## Description of the task:
Exactly reproduce the lines of the listing below from the one containing "Reproduce this table" through the one containing "['w-[167px]', 'w-[166px]', 'w-[167px]', 'w-[156px]']". Skip the images.

(Entries taken from a collection)
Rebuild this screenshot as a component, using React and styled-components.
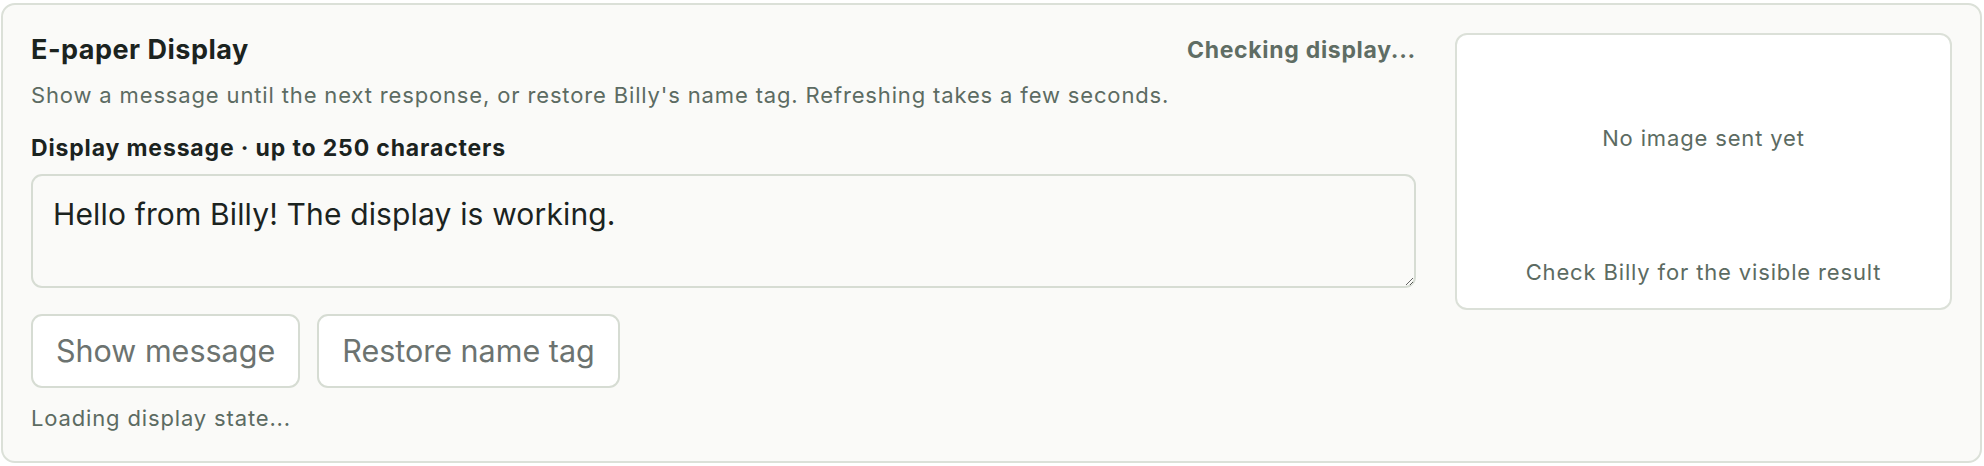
import styled, { createGlobalStyle } from "styled-components";

const GlobalStyle = createGlobalStyle`
  html, body {
    margin: 0;
    padding: 0;
    background: #ffffff;
  }
  body {
    font-family: Inter, "Noto Sans", "Liberation Sans", sans-serif;
    -webkit-font-smoothing: antialiased;
  }
  #root {
    padding: 3px 2px 4px 1px;
  }
`;

const Card = styled.section`
  display: grid;
  grid-template-columns: minmax(0, 1fr) 497px;
  column-gap: 39px;
  align-items: start;
  padding: 28px 28px 29px 28px;
  background: #fafaf8;
  border: 2px solid #dbe0d8;
  border-radius: 14px;
`;

const Main = styled.div`
  display: flex;
  flex-direction: column;
`;

const Header = styled.div`
  display: flex;
  align-items: center;
  justify-content: space-between;
`;

const Title = styled.h2`
  margin: 0;
  font-size: 27px;
  line-height: 34px;
  font-weight: 700;
  letter-spacing: 0.5px;
  color: #1b231f;
`;

const Status = styled.span`
  font-size: 23px;
  line-height: 30px;
  font-weight: 700;
  letter-spacing: 0.7px;
  color: #5f6d64;
`;

const Muted = styled.p`
  margin: ${(p) => p.$top || 0}px 0 0;
  font-size: 22px;
  line-height: 28px;
  letter-spacing: 0.85px;
  color: #5c6b62;
`;

const Label = styled.label`
  margin-top: 25px;
  font-size: 23px;
  line-height: 28px;
  font-weight: 700;
  letter-spacing: 0.85px;
  color: #1b231f;
`;

const MessageInput = styled.textarea`
  box-sizing: border-box;
  margin-top: 12px;
  width: 100%;
  height: 114px;
  padding: 20px 20px 18px;
  font-family: inherit;
  font-size: 30px;
  line-height: 36px;
  letter-spacing: 0.15px;
  color: #1b231f;
  background: #fafaf8;
  border: 2px solid #d6dcd3;
  border-radius: 11px;
  outline: none;
  resize: vertical;
`;

const Actions = styled.div`
  display: flex;
  gap: 17px;
  margin-top: 26px;
`;

const Button = styled.button`
  box-sizing: border-box;
  height: 74px;
  padding: 0 23px;
  font-family: inherit;
  font-size: 30.5px;
  line-height: 40px;
  color: #6c7370;
  background: #ffffff;
  border: 2px solid #d6dcd3;
  border-radius: 11px;
  cursor: pointer;
`;

const Preview = styled.div`
  box-sizing: border-box;
  display: flex;
  flex-direction: column;
  gap: 20px;
  height: 277px;
  padding: 2px 16px 22px;
  background: #ffffff;
  border: 2px solid #dbe0d8;
  border-radius: 12px;
  color: #5c6b62;
  font-size: 22px;
  line-height: 28px;
  letter-spacing: 0.85px;
  text-align: center;
`;

const Placeholder = styled.div`
  flex: 1;
  display: flex;
  align-items: center;
  justify-content: center;
`;

export default function App() {
  return (
    <>
      <GlobalStyle />
      <Card>
        <Main>
          <Header>
            <Title>E-paper Display</Title>
            <Status>Checking display...</Status>
          </Header>
          <Muted $top={14}>
            Show a message until the next response, or restore Billy's name tag. Refreshing takes a few seconds.
          </Muted>
          <Label htmlFor="display-message">Display message · up to 250 characters</Label>
          <MessageInput
            id="display-message"
            maxLength={250}
            defaultValue="Hello from Billy! The display is working."
          />
          <Actions>
            <Button type="button">Show message</Button>
            <Button type="button">Restore name tag</Button>
          </Actions>
          <Muted $top={16}>Loading display state...</Muted>
        </Main>
        <Preview>
          <Placeholder>No image sent yet</Placeholder>
          <div>Check Billy for the visible result</div>
        </Preview>
      </Card>
    </>
  );
}
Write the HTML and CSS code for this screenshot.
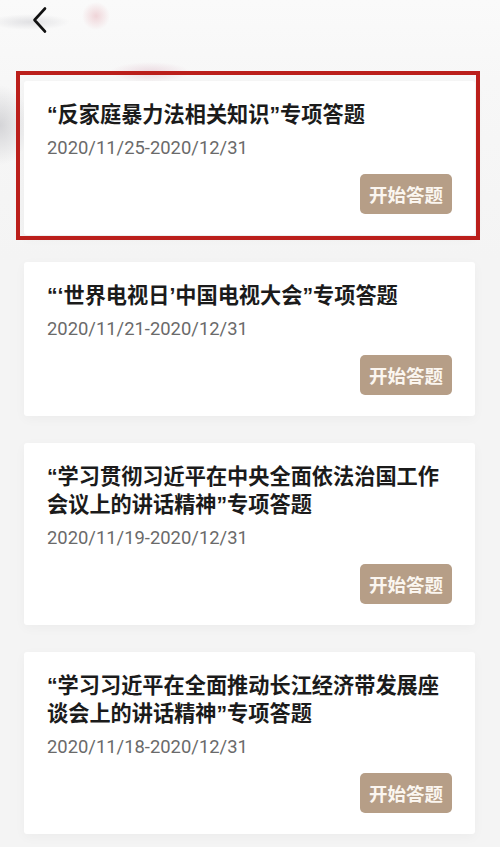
FILE: index.html
```html
<!DOCTYPE html>
<html lang="zh-CN">
<head>
<meta charset="utf-8">
<title>专项答题</title>
<link rel="stylesheet" href="styles.css">
</head>
<body>
<div class="page">
  <header class="topbar">
    <svg class="back" width="16" height="28" viewBox="0 0 16 28" aria-label="返回">
      <path d="M13 2.5 L2.5 14 L13 25.5" fill="none" stroke="#111" stroke-width="2.6" stroke-linecap="round" stroke-linejoin="round"/>
    </svg>
  </header>
  <main class="list">
    <section class="card highlight">
      <h2 class="title">“反家庭暴力法相关知识”专项答题</h2>
      <p class="date">2020/11/25-2020/12/31</p>
      <div class="actions"><button class="start">开始答题</button></div>
    </section>
    <section class="card">
      <h2 class="title">“‘世界电视日’中国电视大会”专项答题</h2>
      <p class="date">2020/11/21-2020/12/31</p>
      <div class="actions"><button class="start">开始答题</button></div>
    </section>
    <section class="card">
      <h2 class="title">“学习贯彻习近平在中央全面依法治国工作会议上的讲话精神”专项答题</h2>
      <p class="date">2020/11/19-2020/12/31</p>
      <div class="actions"><button class="start">开始答题</button></div>
    </section>
    <section class="card">
      <h2 class="title">“学习习近平在全面推动长江经济带发展座谈会上的讲话精神”专项答题</h2>
      <p class="date">2020/11/18-2020/12/31</p>
      <div class="actions"><button class="start">开始答题</button></div>
    </section>
  </main>
</div>
</body>
</html>
```
FILE: styles.css
```css
html, body {
  margin: 0;
  padding: 0;
}
body {
  width: 500px;
  height: 847px;
  overflow: hidden;
  background-color: #f4f4f4;
  background-image:
    radial-gradient(circle at 96px 16px, rgba(236, 200, 205, 0.75) 0, rgba(236, 200, 205, 0) 14px),
    radial-gradient(ellipse 40px 10px at 150px 72px, rgba(230, 205, 215, 0.7) 0, rgba(230, 205, 215, 0) 100%),
    radial-gradient(ellipse 40px 8px at 30px 22px, rgba(200, 200, 205, 0.5) 0, rgba(200, 200, 205, 0) 100%),
    radial-gradient(ellipse 30px 40px at 0px 125px, rgba(190, 190, 195, 0.6) 0, rgba(190, 190, 195, 0) 100%),
    linear-gradient(#fafafa 0, #f7f7f7 80px, #f4f4f4 260px);
  font-family: "Noto Sans CJK SC", "Noto Sans", sans-serif;
}
.page {
  display: flex;
  flex-direction: column;
}
.topbar {
  height: 44px;
  display: flex;
  align-items: center;
  padding-left: 32px;
  box-sizing: border-box;
}
.back {
  display: block;
  margin-top: -4px;
}
.list {
  display: flex;
  flex-direction: column;
  gap: 27px;
  padding: 37px 25px 0 24px;
}
.card {
  position: relative;
  background: #ffffff;
  border-radius: 3px;
  padding: 20px 23px 21px;
  box-shadow: 0 3px 12px rgba(0, 0, 0, 0.035);
}
.highlight::after {
  content: "";
  position: absolute;
  top: -10px;
  left: -8px;
  right: -5px;
  bottom: -5px;
  border: 4px solid #bb1f1b;
  pointer-events: none;
}
.title {
  margin: 0;
  font-family: "Liberation Sans", "Noto Sans CJK SC", sans-serif;
  font-size: 21.2px;
  line-height: 28px;
  font-weight: 700;
  color: #1b1b1b;
}
.date {
  margin: 7px 0 0;
  font-family: Roboto, "Liberation Sans", sans-serif;
  font-size: 18.4px;
  line-height: 24px;
  color: #6a6a6a;
}
.actions {
  display: flex;
  justify-content: flex-end;
  margin-top: 14px;
}
.start {
  width: 92px;
  height: 40px;
  padding: 0;
  border: none;
  border-radius: 5px;
  background: #b69e87;
  color: #fbf6f0;
  font-family: "Noto Sans CJK SC", sans-serif;
  font-size: 18.5px;
  font-weight: 700;
  line-height: 40px;
}
```
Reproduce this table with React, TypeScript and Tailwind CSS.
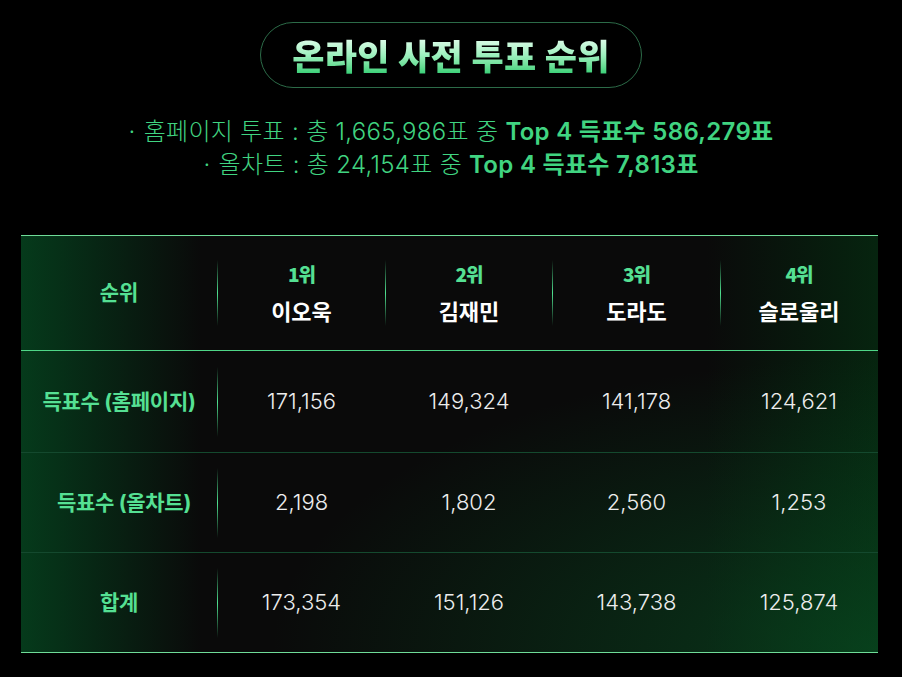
const font = "font-['Inter','Noto_Sans_CJK_KR',sans-serif]"

const candidates = [
    { rank: '1위', name: '이오욱' },
    { rank: '2위', name: '김재민' },
    { rank: '3위', name: '도라도' },
    { rank: '4위', name: '슬로울리' },
]

const rows = [
    { label: '득표수 (홈페이지)', values: ['171,156', '149,324', '141,178', '124,621'], h: 'h-[102px]', pad: '' },
    { label: '득표수 (올차트)', values: ['2,198', '1,802', '2,560', '1,253'], h: 'h-[100px]', pad: 'pl-[10px]' },
    { label: '합계', values: ['173,354', '151,126', '143,738', '125,874'], h: 'h-[99px]', pad: '' },
]

const widths = ['w-[167px]', 'w-[166px]', 'w-[167px]', 'w-[156px]']

function Divider({ visible = true, tall = false }: { visible?: boolean; tall?: boolean }) {
    return (
        <div
            className={`w-px self-center ${tall ? 'h-[70px]' : 'h-[66px]'} ${visible ? 'bg-gradient-to-b from-transparent via-[#4fe08f] to-transparent' : ''}`}
        />
    )
}

export default function App() {
    return (
        <div className={`w-[902px] h-[677px] bg-black ${font} flex flex-col`}>
            <div className="flex justify-center pt-[22px]">
                <div className="w-[382px] h-[66px] rounded-full border border-[#2c6b48] flex items-center justify-center">
                    <h1 className="text-[35px] font-black tracking-[0.3px] leading-none pb-[2px] bg-gradient-to-b from-[#e4fdee] via-[#9bf0bd] to-[#34cf76] bg-clip-text text-transparent font-['Noto_Sans_CJK_KR',sans-serif]">
                        온라인 사전 투표 순위
                    </h1>
                </div>
            </div>

            <div className="mt-[27px] flex flex-col items-center text-[#40d481] text-[24px] leading-[33px] tracking-[0.3px]">
                <p className="font-light">
                    <span className="mr-[8px]">·</span>홈페이지 투표 : 총 1,665,986표 중{' '}
                    <span className="font-semibold">Top 4 득표수 586,279표</span>
                </p>
                <p className="font-light">
                    <span className="mr-[8px]">·</span>올차트 : 총 24,154표 중{' '}
                    <span className="font-semibold">Top 4 득표수 7,813표</span>
                </p>
            </div>

            <div className="ml-[21px] mt-[54px] w-[857px] border-t border-b border-[#6fdc98] bg-[linear-gradient(90deg,#053a1b_0%,#0a0a0a_21%,#0a0a0a_80%,#06240f_100%)] relative overflow-hidden">
                <div className="absolute inset-0 bg-[radial-gradient(ellipse_at_100%_100%,rgba(8,80,35,0.65)_0%,rgba(8,80,35,0)_50%)] pointer-events-none" />
                <div className="relative">
                    <div className="flex h-[115px] border-b border-[#4fd687]">
                        <div className="w-[196px] flex items-center justify-center text-[21px] font-bold text-[#55e093]">순위</div>
                        {candidates.map((c, i) => (
                            <div key={c.rank} className="flex">
                                <Divider />
                                <div className={`${widths[i]} flex flex-col items-center justify-center gap-[11px]`}>
                                    <span className="text-[19px] font-black text-[#55e093] tracking-[-1px] leading-[26px] font-['Noto_Sans_CJK_KR',sans-serif]">{c.rank}</span>
                                    <span className="text-[22px] font-bold text-white leading-[28px]">{c.name}</span>
                                </div>
                            </div>
                        ))}
                    </div>
                    {rows.map((r, ri) => (
                        <div
                            key={r.label}
                            className={`flex ${r.h} ${ri < rows.length - 1 ? 'border-b border-[#14492e]' : ''}`}
                        >
                            <div className={`w-[196px] flex items-center justify-center text-[21px] font-bold text-[#55e093] tracking-[-0.3px] ${r.pad}`}>{r.label}</div>
                            {r.values.map((v, i) => (
                                <div key={i} className="flex">
                                    <Divider visible={i === 0} tall />
                                    <div className={`${widths[i]} flex items-center justify-center text-[22px] font-light text-[#ededed]`}>{v}</div>
                                </div>
                            ))}
                        </div>
                    ))}
                </div>
            </div>
        </div>
    )
}
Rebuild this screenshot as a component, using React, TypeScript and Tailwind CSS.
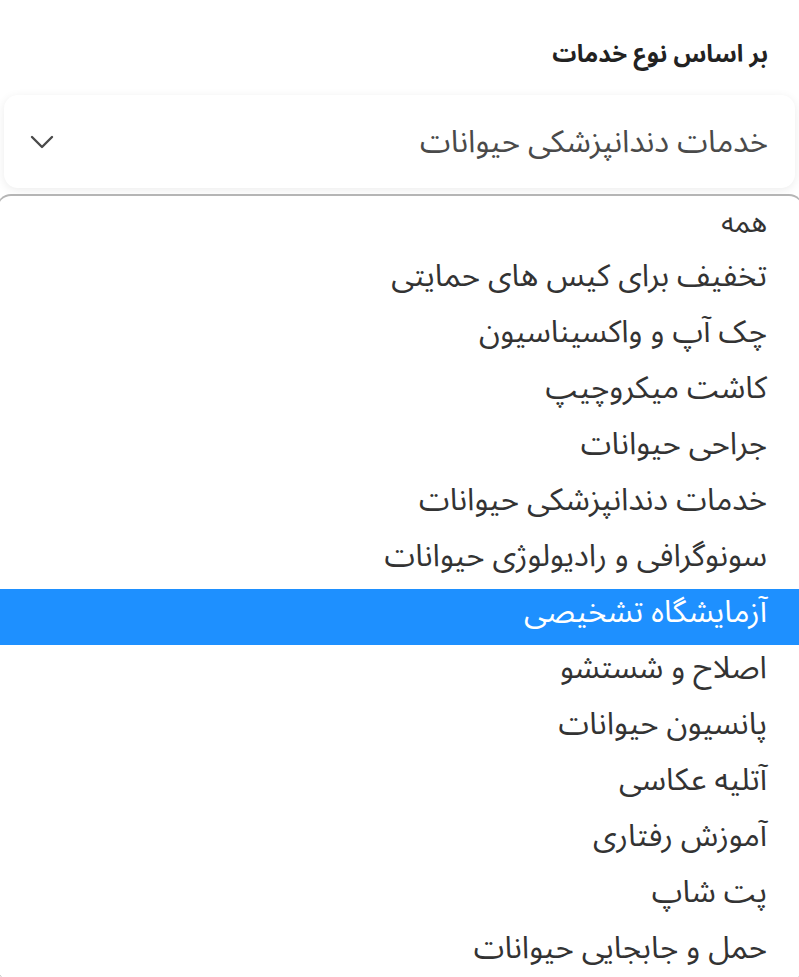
import React from 'react'

const options = [
  'همه',
  'تخفیف برای کیس های حمایتی',
  'چک آپ و واکسیناسیون',
  'کاشت میکروچیپ',
  'جراحی حیوانات',
  'خدمات دندانپزشکی حیوانات',
  'سونوگرافی و رادیولوژی حیوانات',
  'آزمایشگاه تشخیصی',
  'اصلاح و شستشو',
  'پانسیون حیوانات',
  'آتلیه عکاسی',
  'آموزش رفتاری',
  'پت شاپ',
  'حمل و جابجایی حیوانات',
]

const selected = 'آزمایشگاه تشخیصی'

function Chevron() {
  return (
    <svg width="24" height="14" viewBox="0 0 24 14" fill="none" stroke="#4a4a4a" strokeWidth="2.4" strokeLinecap="round" strokeLinejoin="round">
      <path d="M2 2l10 10 10-10" />
    </svg>
  )
}

export default function App() {
  return (
    <div
      dir="rtl"
      className="w-[799px] h-[977px] overflow-hidden bg-white"
      style={{ fontFamily: '"Noto Sans Arabic", "DejaVu Sans", sans-serif' }}
    >
      <div className="pt-[39px] pr-[31px] pb-[24px]">
        <h3 className="text-[24px] font-bold text-[#222] leading-[32px]">بر اساس نوع خدمات</h3>
      </div>

      <div className="mx-[4px] h-[93px] rounded-[14px] bg-white shadow-[0_2px_10px_rgba(0,0,0,0.08)] flex items-center justify-between pr-[27px] pl-[26px]">
        <span className="text-[31px] text-[#4a4a4a] leading-[40px]">خدمات دندانپزشکی حیوانات</span>
        <Chevron />
      </div>

      <div className="mt-[6px] -ml-[3px] -mr-[4px] rounded-[14px] border-t-2 border-x border-[#b5b5b5] bg-white">
        <ul className="pt-[5px]">
          {options.map((opt, i) => (
            <li
              key={opt}
              className={
                'flex items-center pr-[35px] leading-[36px] ' +
                (opt === selected ? 'bg-[#1e90ff] text-white' : 'text-[#333]') +
                (i === 0 ? ' text-[28px] h-[52px] pb-[6px]' : ' text-[31px] h-[56px] pb-[10px]')
              }
            >
              {opt}
            </li>
          ))}
        </ul>
      </div>
    </div>
  )
}
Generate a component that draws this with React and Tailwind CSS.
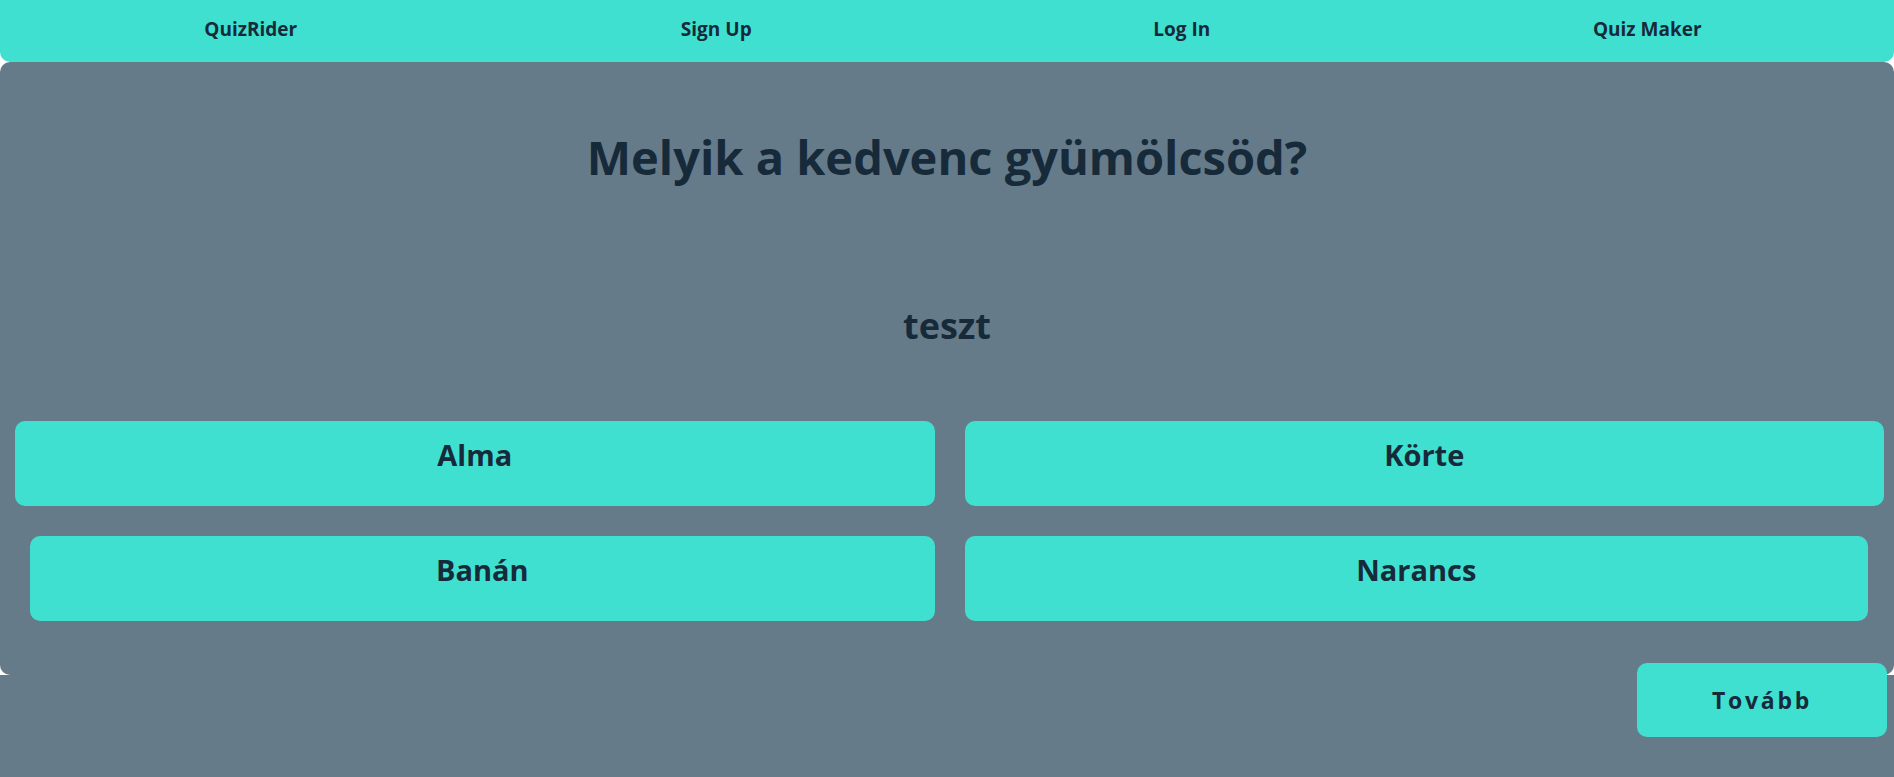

## Task answer:
Reproduce this table with React, TypeScript and Tailwind CSS.
const font = "font-['Inter','Noto_Sans_CJK_KR',sans-serif]"

const candidates = [
    { rank: '1위', name: '이오욱' },
    { rank: '2위', name: '김재민' },
    { rank: '3위', name: '도라도' },
    { rank: '4위', name: '슬로울리' },
]

const rows = [
    { label: '득표수 (홈페이지)', values: ['171,156', '149,324', '141,178', '124,621'], h: 'h-[102px]', pad: '' },
    { label: '득표수 (올차트)', values: ['2,198', '1,802', '2,560', '1,253'], h: 'h-[100px]', pad: 'pl-[10px]' },
    { label: '합계', values: ['173,354', '151,126', '143,738', '125,874'], h: 'h-[99px]', pad: '' },
]

const widths = ['w-[167px]', 'w-[166px]', 'w-[167px]', 'w-[156px]']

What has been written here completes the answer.